And the time it was written I was starting to dig jazz and one of my first efforts was to find as much as I can About Charlie Parker. 

But my start of a life Long admiration for Bird was a strange one: I read the Name for the first time on the Mingus 1964 3 fer LP "The Great Concert of Mingus" and there is a tune called "Parkeriana" which is formed out of many themes Bird wrote or played. 

And after Hearing that "Parkeriana" something happened with me: I read that "Parker was one of Mingus´ teachers" and I thought, if that´s the man who "invented all that great stuff on Parkeriana" I must hear him ! 
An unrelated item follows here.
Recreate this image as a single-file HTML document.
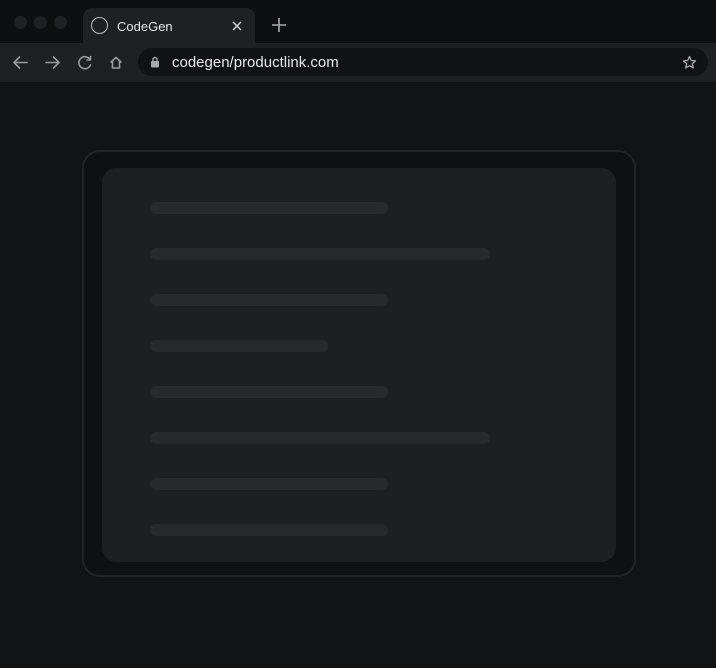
<!DOCTYPE html>
<html><head><style>
*{margin:0;padding:0;box-sizing:border-box}
body{width:716px;height:668px;background:#121315;font-family:"Liberation Sans",sans-serif;position:relative;overflow:hidden}
.top{position:absolute;left:0;top:0;width:716px;height:43px;background:#0e0f11}
.dot{position:absolute;top:16px;width:13px;height:13px;border-radius:50%;background:#1f2023}
.tab{position:absolute;left:83px;top:8px;width:172px;height:36px;background:#1f2023;border-radius:9px 9px 0 0}
.tab .c{position:absolute;left:8px;top:9px;width:17px;height:17px;border:1.5px solid #bbb;border-radius:50%}
.tab .t{position:absolute;left:34px;top:11px;color:#e6e6e6;font-size:13px}
.plus{position:absolute;left:272px;top:18px}
.bar{position:absolute;left:0;top:43px;width:716px;height:39px;background:#1f2023}
.url{position:absolute;left:138px;top:48px;width:570px;height:28px;background:#111214;border-radius:14px}
.url .t{position:absolute;left:34px;top:6px;color:#e8e8e8;font-size:15px}
.outer{position:absolute;left:82px;top:150px;width:554px;height:427px;border:2px solid #232427;border-radius:18px;background:#0f1012}
.inner{position:absolute;left:102px;top:168px;width:514px;height:394px;background:#1e1f21;border-radius:15px}
.b{position:absolute;left:150px;height:12px;border-radius:6px;background:#28292b}
</style></head><body>
<div class="top"></div>
<div class="dot" style="left:14px"></div><div class="dot" style="left:34px"></div><div class="dot" style="left:54px"></div>
<div class="tab"><div class="c"></div><div class="t">CodeGen</div>
<svg style="position:absolute;left:149px;top:13px" width="10" height="10"><path d="M1 1L9 9M9 1L1 9" stroke="#ddd" stroke-width="1.4"/></svg></div>
<svg class="plus" width="14" height="14"><path d="M7 0V14M0 7H14" stroke="#aaa" stroke-width="1.6"/></svg>
<div class="bar"></div>
<svg style="position:absolute;left:0;top:43px" width="140" height="39" fill="none" stroke="#9a9a9a" stroke-width="1.6" stroke-linecap="round" stroke-linejoin="round">
<path d="M27 19.5H14M19.5 14L14 19.5L19.5 25"/>
<path d="M46 19.5H59M53.5 14L59 19.5L53.5 25"/>
<path d="M90 16.5A6 6 0 1 0 90.5 22M90.5 13.5V17H87"/>
<path d="M111 19L116 14.5L121 19M112.5 18V25H119.5V18"/>
</svg>
<div class="url"><svg style="position:absolute;left:12px;top:8px" width="10" height="12"><rect x="1" y="5" width="8" height="6.5" rx="1" fill="#aaa"/><path d="M3 5V3.5A2 2 0 0 1 7 3.5V5" stroke="#aaa" stroke-width="1.4" fill="none"/></svg><div class="t">codegen/productlink.com</div>
<svg style="position:absolute;left:544px;top:7px" width="15" height="15"><path d="M7.5 1.5L9.3 5.5L13.5 5.9L10.3 8.7L11.3 12.9L7.5 10.7L3.7 12.9L4.7 8.7L1.5 5.9L5.7 5.5Z" fill="none" stroke="#aaa" stroke-width="1.3" stroke-linejoin="round"/></svg></div>
<div class="outer"></div>
<div class="inner"></div>
<div class="b" style="top:202px;width:238px"></div>
<div class="b" style="top:248px;width:340px"></div>
<div class="b" style="top:294px;width:238px"></div>
<div class="b" style="top:340px;width:178px"></div>
<div class="b" style="top:386px;width:238px"></div>
<div class="b" style="top:432px;width:340px"></div>
<div class="b" style="top:478px;width:238px"></div>
<div class="b" style="top:524px;width:238px"></div>
</body></html>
My first double LP of Parker was exactly, what is discussed in this Essay: The Savoy Sides . I still have this double LP Charlie Parker Savoy Master Takes . 

And Maybe some of the fans of my Generation will remember that LP with the White Bird on the Cover "Bird is Free". This sold very well among the more radical Avantgarde fans. Don´t Forget the early 70´s was such a time, many dug Ornette Coleman and the late stuff Trane did, and "free" was en vogue. So that title "Bird is Free" attracted a lot of modernists. And Bird was a hero for all those People. As it´s written in this Essay, you still hear him, and you could hear his message in all the Avantgarde stuff too ! 

That was and still is Bird for me .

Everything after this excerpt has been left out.